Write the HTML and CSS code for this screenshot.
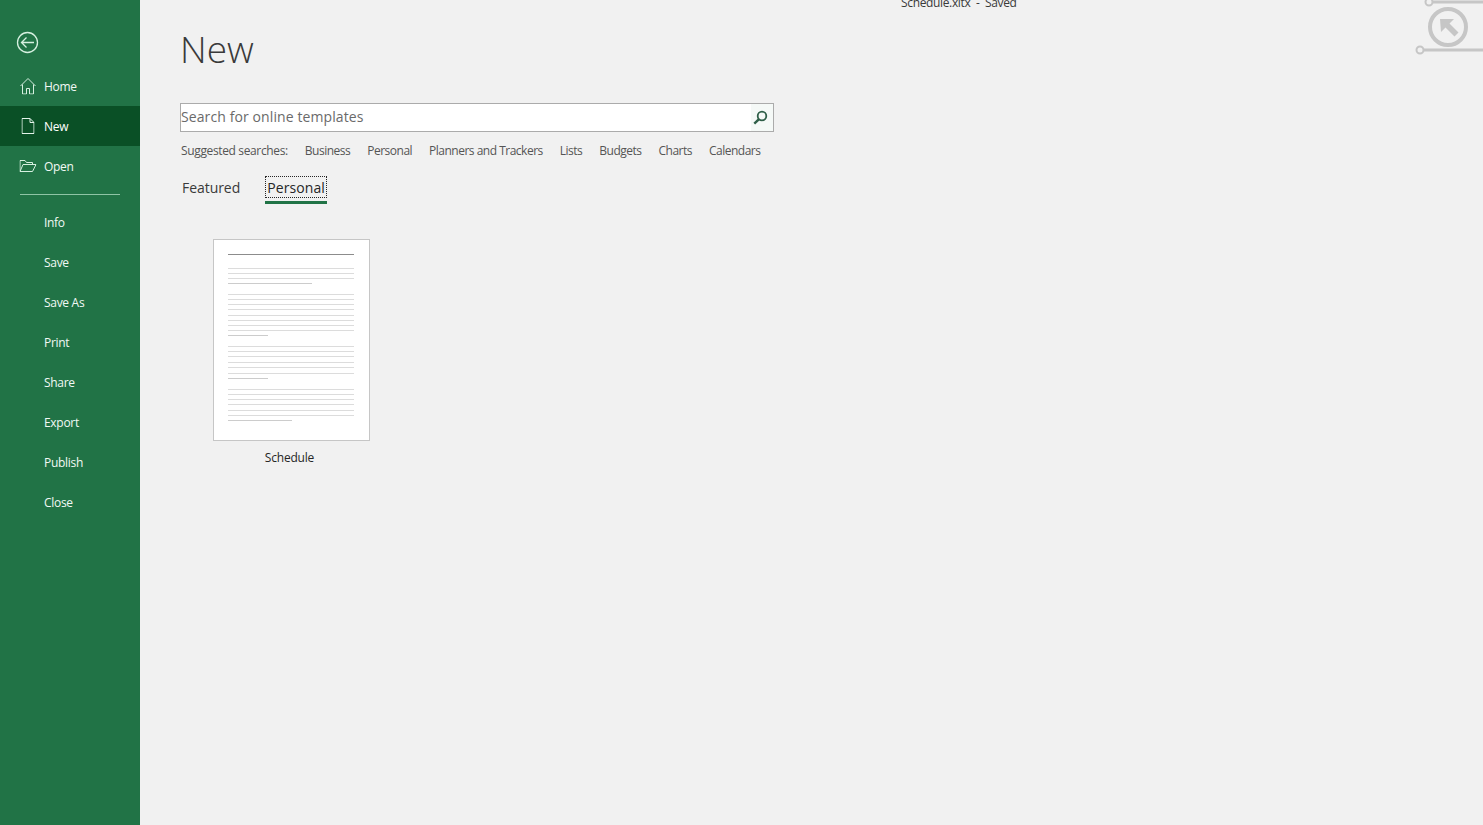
FILE: index.html
```html
<!DOCTYPE html>
<html lang="en">
<head>
  <meta charset="UTF-8">
  <title>Schedule.xltx - Saved</title>
  <link rel="stylesheet" href="styles.css">
</head>
<body>
  <!-- Backstage nav -->
  <aside class="sidebar">
    <button class="back-button" aria-label="Back">
      <svg width="24" height="24" viewBox="0 0 24 24" fill="none" stroke="#d6f0e0" stroke-width="1.3">
        <circle cx="11.500" cy="12.500" r="10"/>
        <path d="M18 12.500H5.500M10.500 7.500l-5 5 5 5"/>
      </svg>
    </button>
    <nav class="nav-group">
      <a class="nav-item">
        <svg class="nav-icon" width="16" height="17" viewBox="0 0 16 17" fill="none" stroke="#d6f0e0">
          <path d="M.5 8.5 8 1l7.500 7.500M2.500 7v9.500h4V11h3v5.500h4V7"/>
        </svg>
        Home
      </a>
      <a class="nav-item active">
        <svg class="nav-icon" width="13" height="16" viewBox="0 0 13 16" fill="none" stroke="#e4f4ea">
          <path d="M.5.500h8l4 4v11H.5zM8.500.500v4h4"/>
        </svg>
        New
      </a>
      <a class="nav-item">
        <svg class="nav-icon" width="17" height="12" viewBox="0 0 17 12" fill="none" stroke="#d6f0e0">
          <path d="M.5 11.500V.500h5l1.500 2h6v2M.5 11.500h12.500l3.500-7H3.500z"/>
        </svg>
        Open
      </a>
    </nav>
    <hr class="nav-divider">
    <nav class="nav-group">
      <a class="nav-item">Info</a>
      <a class="nav-item">Save</a>
      <a class="nav-item">Save As</a>
      <a class="nav-item">Print</a>
      <a class="nav-item">Share</a>
      <a class="nav-item">Export</a>
      <a class="nav-item">Publish</a>
      <a class="nav-item">Close</a>
    </nav>
  </aside>

  <main class="content">
    <h1 class="page-title">New</h1>

    <div class="search-box">
      <span class="search-placeholder">Search for online templates</span>
      <span class="search-button">
        <svg width="15" height="15" viewBox="0 0 15 15" fill="none" stroke="#2f5f48" stroke-width="1.800">
          <circle cx="9" cy="6" r="4.300"/>
          <path d="M6 9.200 1.300 13.700" stroke-width="2.400"/>
        </svg>
      </span>
    </div>

    <div class="suggested">
      <span class="suggested-label">Suggested searches:</span>
      <a>Business</a>
      <a>Personal</a>
      <a>Planners and Trackers</a>
      <a>Lists</a>
      <a>Budgets</a>
      <a>Charts</a>
      <a>Calendars</a>
    </div>

    <div class="tabs">
      <a class="tab">Featured</a>
      <a class="tab selected"><span class="tab-focus">Personal</span></a>
    </div>

    <figure class="template">
      <div class="thumb">
        <svg width="155" height="200" viewBox="1 1 155 200" stroke="#dcdcdc" stroke-width="1" shape-rendering="crispEdges">
          <path stroke="#8c8c8c" d="M15 15.500h126"/>
          <path d="M15 29.500h126M15 34.500h126M15 39.500h126"/>
          <path stroke="#cccccc" d="M15 44.500h84"/>
          <path d="M15 55.500h126M15 60.500h126M15 65.500h126M15 70.500h126M15 76.500h126M15 81.500h126M15 86.500h126M15 91.500h126"/>
          <path stroke="#cccccc" d="M15 96.500h40"/>
          <path d="M15 107.500h126M15 112.500h126M15 117.500h126M15 123.500h126M15 128.500h126M15 134.500h126"/>
          <path stroke="#cccccc" d="M15 139.500h40"/>
          <path d="M15 150.500h126M15 155.500h126M15 160.500h126M15 165.500h126M15 171.500h126M15 176.500h126"/>
          <path stroke="#cccccc" d="M15 181.500h64"/>
        </svg>
      </div>
      <figcaption class="template-name">Schedule</figcaption>
    </figure>
  </main>

  <div class="doc-title">Schedule.xltx&nbsp; - &nbsp;Saved</div>

  <!-- Ribbon decoration, top right -->
  <svg class="corner-art" width="68" height="58" viewBox="0 0 68 58" fill="none" stroke="#c6c6c6">
    <circle cx="14" cy="2" r="3.500" stroke-width="2"/>
    <path d="M18 2h50" stroke-width="3"/>
    <circle cx="5" cy="50" r="3.500" stroke-width="2"/>
    <path d="M9 50h59" stroke-width="3"/>
    <circle cx="33" cy="27" r="18" stroke-width="4"/>
    <path d="M25 19h14l-4.500 4.500 9 9-4 4-9-9L26 32z" fill="#c6c6c6" stroke="none"/>
  </svg>
</body>
</html>
```

FILE: styles.css
```css
html, body {
  height: 100%;
}

body {
  margin: 0;
  display: flex;
  overflow: hidden;
  background: #f1f1f1;
  color: #262626;
  font-family: "Open Sans", "Noto Sans", sans-serif;
}

.sidebar {
  width: 140px;
  flex-shrink: 0;
  background: #217346;
  padding-top: 30px;
  box-sizing: border-box;
}

.back-button {
  display: block;
  width: 24px;
  height: 24px;
  margin: 0 0 12px 16px;
  padding: 0;
  border: 0;
  background: none;
}

.nav-group {
  display: flex;
  flex-direction: column;
}

.nav-item {
  position: relative;
  display: flex;
  align-items: center;
  height: 40px;
  padding-left: 44px;
  font-size: 12px;
  letter-spacing: -0.3px;
  color: #f2f9f5;
}

.nav-item.active {
  background: #0a5026;
  color: #fff;
}

/* icons hang in the left gutter of the row */
.nav-icon {
  position: absolute;
  left: 28px;
  top: 50%;
  transform: translate(-50%, -50%);
}

.nav-divider {
  width: 100px;
  height: 1px;
  margin: 8px 20px 7px;
  border: 0;
  background: #8fc4a5;
}

.content {
  flex: 1;
  padding: 26px 0 0 40px;
}

.page-title {
  margin: 0 0 26px;
  height: 51px;
  font-size: 37px;
  line-height: 46px;
  font-weight: 300;
  color: #3a3a3a;
}

.search-box {
  display: flex;
  align-items: center;
  justify-content: space-between;
  width: 594px;
  height: 29px;
  box-sizing: border-box;
  border: 1px solid #ababab;
  background: #fff;
}

.search-placeholder {
  padding-bottom: 2px;
  font-size: 14px;
  letter-spacing: 0.1px;
  color: #6a6a6a;
}

.search-button {
  display: flex;
  align-items: center;
  justify-content: center;
  width: 22px;
  height: 27px;
  background: #f5f9f7;
}

.search-button svg {
  margin-right: 3px;
}

.suggested {
  display: flex;
  gap: 17px;
  margin: 10px 0 0 1px;
  font-size: 12px;
  line-height: 17px;
  letter-spacing: -0.5px;
  color: #555;
}

.suggested-label {
  letter-spacing: -0.36px;
}

.tabs {
  display: flex;
  gap: 24px;
  margin: 19px 0 0 1px;
}

.tab {
  height: 28px;
  padding: 0 1px;
  font-size: 14px;
  line-height: 20px;
  letter-spacing: -0.05px;
  color: #3a3a3a;
}

.tab.selected {
  height: 23px;
  padding: 0;
  border-bottom: 3px solid #217346;
  letter-spacing: 0.1px;
  color: #262626;
}

.tab-focus {
  display: block;
  margin-top: -2px;
  padding: 2px 2px 0;
  outline: 1px dotted #262626;
  outline-offset: -1px;
}

.template {
  width: 157px;
  margin: 33px 0 0 33px;
}

.thumb {
  width: 155px;
  height: 200px;
  border: 1px solid #c6c6c6;
  background: #fff;
}

.thumb svg {
  display: block;
}

.template-name {
  margin-top: 9px;
  padding-right: 4px;
  text-align: center;
  font-size: 12px;
  line-height: 16px;
  letter-spacing: -0.2px;
  color: #262626;
}

.doc-title {
  position: absolute;
  top: -5px;
  left: 901px;
  font-size: 12px;
  line-height: 16px;
  letter-spacing: -0.35px;
  color: #3a3a3a;
}

.corner-art {
  position: absolute;
  top: 0;
  right: 0;
}
```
* * *
◆ **Given instruction**:
All of the data needs repeating exactly, but the pictures do not.

◆ **The reply**:
Write the HTML and CSS code for this screenshot.
FILE: index.html
```html
<!DOCTYPE html>
<html lang="en">
<head>
  <meta charset="UTF-8">
  <title>Schedule.xltx - Saved</title>
  <link rel="stylesheet" href="styles.css">
</head>
<body>
  <!-- Backstage nav -->
  <aside class="sidebar">
    <button class="back-button" aria-label="Back">
      <svg width="24" height="24" viewBox="0 0 24 24" fill="none" stroke="#d6f0e0" stroke-width="1.3">
        <circle cx="11.500" cy="12.500" r="10"/>
        <path d="M18 12.500H5.500M10.500 7.500l-5 5 5 5"/>
      </svg>
    </button>
    <nav class="nav-group">
      <a class="nav-item">
        <svg class="nav-icon" width="16" height="17" viewBox="0 0 16 17" fill="none" stroke="#d6f0e0">
          <path d="M.5 8.5 8 1l7.500 7.500M2.500 7v9.500h4V11h3v5.500h4V7"/>
        </svg>
        Home
      </a>
      <a class="nav-item active">
        <svg class="nav-icon" width="13" height="16" viewBox="0 0 13 16" fill="none" stroke="#e4f4ea">
          <path d="M.5.500h8l4 4v11H.5zM8.500.500v4h4"/>
        </svg>
        New
      </a>
      <a class="nav-item">
        <svg class="nav-icon" width="17" height="12" viewBox="0 0 17 12" fill="none" stroke="#d6f0e0">
          <path d="M.5 11.500V.500h5l1.500 2h6v2M.5 11.500h12.500l3.500-7H3.500z"/>
        </svg>
        Open
      </a>
    </nav>
    <hr class="nav-divider">
    <nav class="nav-group">
      <a class="nav-item">Info</a>
      <a class="nav-item">Save</a>
      <a class="nav-item">Save As</a>
      <a class="nav-item">Print</a>
      <a class="nav-item">Share</a>
      <a class="nav-item">Export</a>
      <a class="nav-item">Publish</a>
      <a class="nav-item">Close</a>
    </nav>
  </aside>

  <main class="content">
    <h1 class="page-title">New</h1>

    <div class="search-box">
      <span class="search-placeholder">Search for online templates</span>
      <span class="search-button">
        <svg width="15" height="15" viewBox="0 0 15 15" fill="none" stroke="#2f5f48" stroke-width="1.800">
          <circle cx="9" cy="6" r="4.300"/>
          <path d="M6 9.200 1.300 13.700" stroke-width="2.400"/>
        </svg>
      </span>
    </div>

    <div class="suggested">
      <span class="suggested-label">Suggested searches:</span>
      <a>Business</a>
      <a>Personal</a>
      <a>Planners and Trackers</a>
      <a>Lists</a>
      <a>Budgets</a>
      <a>Charts</a>
      <a>Calendars</a>
    </div>

    <div class="tabs">
      <a class="tab">Featured</a>
      <a class="tab selected"><span class="tab-focus">Personal</span></a>
    </div>

    <figure class="template">
      <div class="thumb">
        <svg width="155" height="200" viewBox="1 1 155 200" stroke="#dcdcdc" stroke-width="1" shape-rendering="crispEdges">
          <path stroke="#8c8c8c" d="M15 15.500h126"/>
          <path d="M15 29.500h126M15 34.500h126M15 39.500h126"/>
          <path stroke="#cccccc" d="M15 44.500h84"/>
          <path d="M15 55.500h126M15 60.500h126M15 65.500h126M15 70.500h126M15 76.500h126M15 81.500h126M15 86.500h126M15 91.500h126"/>
          <path stroke="#cccccc" d="M15 96.500h40"/>
          <path d="M15 107.500h126M15 112.500h126M15 117.500h126M15 123.500h126M15 128.500h126M15 134.500h126"/>
          <path stroke="#cccccc" d="M15 139.500h40"/>
          <path d="M15 150.500h126M15 155.500h126M15 160.500h126M15 165.500h126M15 171.500h126M15 176.500h126"/>
          <path stroke="#cccccc" d="M15 181.500h64"/>
        </svg>
      </div>
      <figcaption class="template-name">Schedule</figcaption>
    </figure>
  </main>

  <div class="doc-title">Schedule.xltx&nbsp; - &nbsp;Saved</div>

  <!-- Ribbon decoration, top right -->
  <svg class="corner-art" width="68" height="58" viewBox="0 0 68 58" fill="none" stroke="#c6c6c6">
    <circle cx="14" cy="2" r="3.500" stroke-width="2"/>
    <path d="M18 2h50" stroke-width="3"/>
    <circle cx="5" cy="50" r="3.500" stroke-width="2"/>
    <path d="M9 50h59" stroke-width="3"/>
    <circle cx="33" cy="27" r="18" stroke-width="4"/>
    <path d="M25 19h14l-4.500 4.500 9 9-4 4-9-9L26 32z" fill="#c6c6c6" stroke="none"/>
  </svg>
</body>
</html>
```

FILE: styles.css
```css
html, body {
  height: 100%;
}

body {
  margin: 0;
  display: flex;
  overflow: hidden;
  background: #f1f1f1;
  color: #262626;
  font-family: "Open Sans", "Noto Sans", sans-serif;
}

.sidebar {
  width: 140px;
  flex-shrink: 0;
  background: #217346;
  padding-top: 30px;
  box-sizing: border-box;
}

.back-button {
  display: block;
  width: 24px;
  height: 24px;
  margin: 0 0 12px 16px;
  padding: 0;
  border: 0;
  background: none;
}

.nav-group {
  display: flex;
  flex-direction: column;
}

.nav-item {
  position: relative;
  display: flex;
  align-items: center;
  height: 40px;
  padding-left: 44px;
  font-size: 12px;
  letter-spacing: -0.3px;
  color: #f2f9f5;
}

.nav-item.active {
  background: #0a5026;
  color: #fff;
}

/* icons hang in the left gutter of the row */
.nav-icon {
  position: absolute;
  left: 28px;
  top: 50%;
  transform: translate(-50%, -50%);
}

.nav-divider {
  width: 100px;
  height: 1px;
  margin: 8px 20px 7px;
  border: 0;
  background: #8fc4a5;
}

.content {
  flex: 1;
  padding: 26px 0 0 40px;
}

.page-title {
  margin: 0 0 26px;
  height: 51px;
  font-size: 37px;
  line-height: 46px;
  font-weight: 300;
  color: #3a3a3a;
}

.search-box {
  display: flex;
  align-items: center;
  justify-content: space-between;
  width: 594px;
  height: 29px;
  box-sizing: border-box;
  border: 1px solid #ababab;
  background: #fff;
}

.search-placeholder {
  padding-bottom: 2px;
  font-size: 14px;
  letter-spacing: 0.1px;
  color: #6a6a6a;
}

.search-button {
  display: flex;
  align-items: center;
  justify-content: center;
  width: 22px;
  height: 27px;
  background: #f5f9f7;
}

.search-button svg {
  margin-right: 3px;
}

.suggested {
  display: flex;
  gap: 17px;
  margin: 10px 0 0 1px;
  font-size: 12px;
  line-height: 17px;
  letter-spacing: -0.5px;
  color: #555;
}

.suggested-label {
  letter-spacing: -0.36px;
}

.tabs {
  display: flex;
  gap: 24px;
  margin: 19px 0 0 1px;
}

.tab {
  height: 28px;
  padding: 0 1px;
  font-size: 14px;
  line-height: 20px;
  letter-spacing: -0.05px;
  color: #3a3a3a;
}

.tab.selected {
  height: 23px;
  padding: 0;
  border-bottom: 3px solid #217346;
  letter-spacing: 0.1px;
  color: #262626;
}

.tab-focus {
  display: block;
  margin-top: -2px;
  padding: 2px 2px 0;
  outline: 1px dotted #262626;
  outline-offset: -1px;
}

.template {
  width: 157px;
  margin: 33px 0 0 33px;
}

.thumb {
  width: 155px;
  height: 200px;
  border: 1px solid #c6c6c6;
  background: #fff;
}

.thumb svg {
  display: block;
}

.template-name {
  margin-top: 9px;
  padding-right: 4px;
  text-align: center;
  font-size: 12px;
  line-height: 16px;
  letter-spacing: -0.2px;
  color: #262626;
}

.doc-title {
  position: absolute;
  top: -5px;
  left: 901px;
  font-size: 12px;
  line-height: 16px;
  letter-spacing: -0.35px;
  color: #3a3a3a;
}

.corner-art {
  position: absolute;
  top: 0;
  right: 0;
}
```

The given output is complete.